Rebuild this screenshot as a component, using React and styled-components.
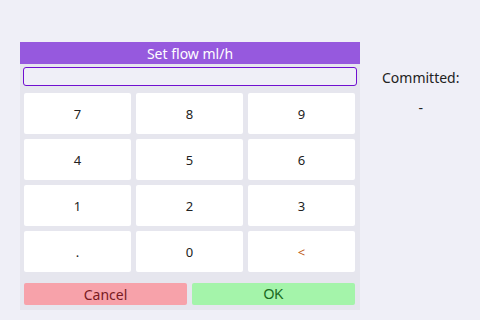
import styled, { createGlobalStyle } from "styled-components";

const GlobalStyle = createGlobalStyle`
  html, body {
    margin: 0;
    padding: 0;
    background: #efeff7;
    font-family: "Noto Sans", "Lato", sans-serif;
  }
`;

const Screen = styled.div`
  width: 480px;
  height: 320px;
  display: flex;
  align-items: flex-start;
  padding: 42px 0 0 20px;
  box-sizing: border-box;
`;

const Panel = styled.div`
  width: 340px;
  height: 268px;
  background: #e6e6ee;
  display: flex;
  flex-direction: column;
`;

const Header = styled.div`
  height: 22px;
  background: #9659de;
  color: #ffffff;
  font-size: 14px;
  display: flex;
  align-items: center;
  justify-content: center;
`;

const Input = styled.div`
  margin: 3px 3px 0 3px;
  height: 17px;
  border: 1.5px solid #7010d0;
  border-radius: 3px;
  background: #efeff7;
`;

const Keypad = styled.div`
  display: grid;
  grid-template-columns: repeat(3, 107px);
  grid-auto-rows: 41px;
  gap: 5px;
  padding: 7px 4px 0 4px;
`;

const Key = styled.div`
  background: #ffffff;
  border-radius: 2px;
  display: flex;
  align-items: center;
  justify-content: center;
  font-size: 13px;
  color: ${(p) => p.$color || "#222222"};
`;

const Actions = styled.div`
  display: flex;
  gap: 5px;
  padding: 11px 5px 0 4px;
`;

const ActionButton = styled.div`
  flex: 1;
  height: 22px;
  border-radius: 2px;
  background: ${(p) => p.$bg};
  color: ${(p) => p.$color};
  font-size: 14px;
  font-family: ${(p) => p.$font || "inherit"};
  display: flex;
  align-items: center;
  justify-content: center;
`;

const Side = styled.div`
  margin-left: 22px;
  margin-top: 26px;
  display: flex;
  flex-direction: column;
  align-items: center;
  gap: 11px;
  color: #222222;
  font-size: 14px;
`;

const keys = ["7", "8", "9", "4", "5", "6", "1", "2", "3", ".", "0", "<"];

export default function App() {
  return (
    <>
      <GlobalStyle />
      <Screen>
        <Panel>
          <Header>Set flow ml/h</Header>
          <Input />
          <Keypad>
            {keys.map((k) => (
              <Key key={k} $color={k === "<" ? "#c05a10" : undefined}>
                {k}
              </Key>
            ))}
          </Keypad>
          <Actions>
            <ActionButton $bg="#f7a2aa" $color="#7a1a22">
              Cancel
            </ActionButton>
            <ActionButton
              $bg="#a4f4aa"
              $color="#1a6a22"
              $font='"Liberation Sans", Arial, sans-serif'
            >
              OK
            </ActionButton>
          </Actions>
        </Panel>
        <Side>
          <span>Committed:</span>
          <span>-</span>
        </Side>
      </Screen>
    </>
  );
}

═══

**What is required:** Copy all the data exactly as written, but skip any picture.

**Result for this exercise:**
Rebuild this screenshot as a component, using React and styled-components.
import styled, { createGlobalStyle } from "styled-components";

const GlobalStyle = createGlobalStyle`
  html, body {
    margin: 0;
    padding: 0;
    background: #efeff7;
    font-family: "Noto Sans", "Lato", sans-serif;
  }
`;

const Screen = styled.div`
  width: 480px;
  height: 320px;
  display: flex;
  align-items: flex-start;
  padding: 42px 0 0 20px;
  box-sizing: border-box;
`;

const Panel = styled.div`
  width: 340px;
  height: 268px;
  background: #e6e6ee;
  display: flex;
  flex-direction: column;
`;

const Header = styled.div`
  height: 22px;
  background: #9659de;
  color: #ffffff;
  font-size: 14px;
  display: flex;
  align-items: center;
  justify-content: center;
`;

const Input = styled.div`
  margin: 3px 3px 0 3px;
  height: 17px;
  border: 1.5px solid #7010d0;
  border-radius: 3px;
  background: #efeff7;
`;

const Keypad = styled.div`
  display: grid;
  grid-template-columns: repeat(3, 107px);
  grid-auto-rows: 41px;
  gap: 5px;
  padding: 7px 4px 0 4px;
`;

const Key = styled.div`
  background: #ffffff;
  border-radius: 2px;
  display: flex;
  align-items: center;
  justify-content: center;
  font-size: 13px;
  color: ${(p) => p.$color || "#222222"};
`;

const Actions = styled.div`
  display: flex;
  gap: 5px;
  padding: 11px 5px 0 4px;
`;

const ActionButton = styled.div`
  flex: 1;
  height: 22px;
  border-radius: 2px;
  background: ${(p) => p.$bg};
  color: ${(p) => p.$color};
  font-size: 14px;
  font-family: ${(p) => p.$font || "inherit"};
  display: flex;
  align-items: center;
  justify-content: center;
`;

const Side = styled.div`
  margin-left: 22px;
  margin-top: 26px;
  display: flex;
  flex-direction: column;
  align-items: center;
  gap: 11px;
  color: #222222;
  font-size: 14px;
`;

const keys = ["7", "8", "9", "4", "5", "6", "1", "2", "3", ".", "0", "<"];

export default function App() {
  return (
    <>
      <GlobalStyle />
      <Screen>
        <Panel>
          <Header>Set flow ml/h</Header>
          <Input />
          <Keypad>
            {keys.map((k) => (
              <Key key={k} $color={k === "<" ? "#c05a10" : undefined}>
                {k}
              </Key>
            ))}
          </Keypad>
          <Actions>
            <ActionButton $bg="#f7a2aa" $color="#7a1a22">
              Cancel
            </ActionButton>
            <ActionButton
              $bg="#a4f4aa"
              $color="#1a6a22"
              $font='"Liberation Sans", Arial, sans-serif'
            >
              OK
            </ActionButton>
          </Actions>
        </Panel>
        <Side>
          <span>Committed:</span>
          <span>-</span>
        </Side>
      </Screen>
    </>
  );
}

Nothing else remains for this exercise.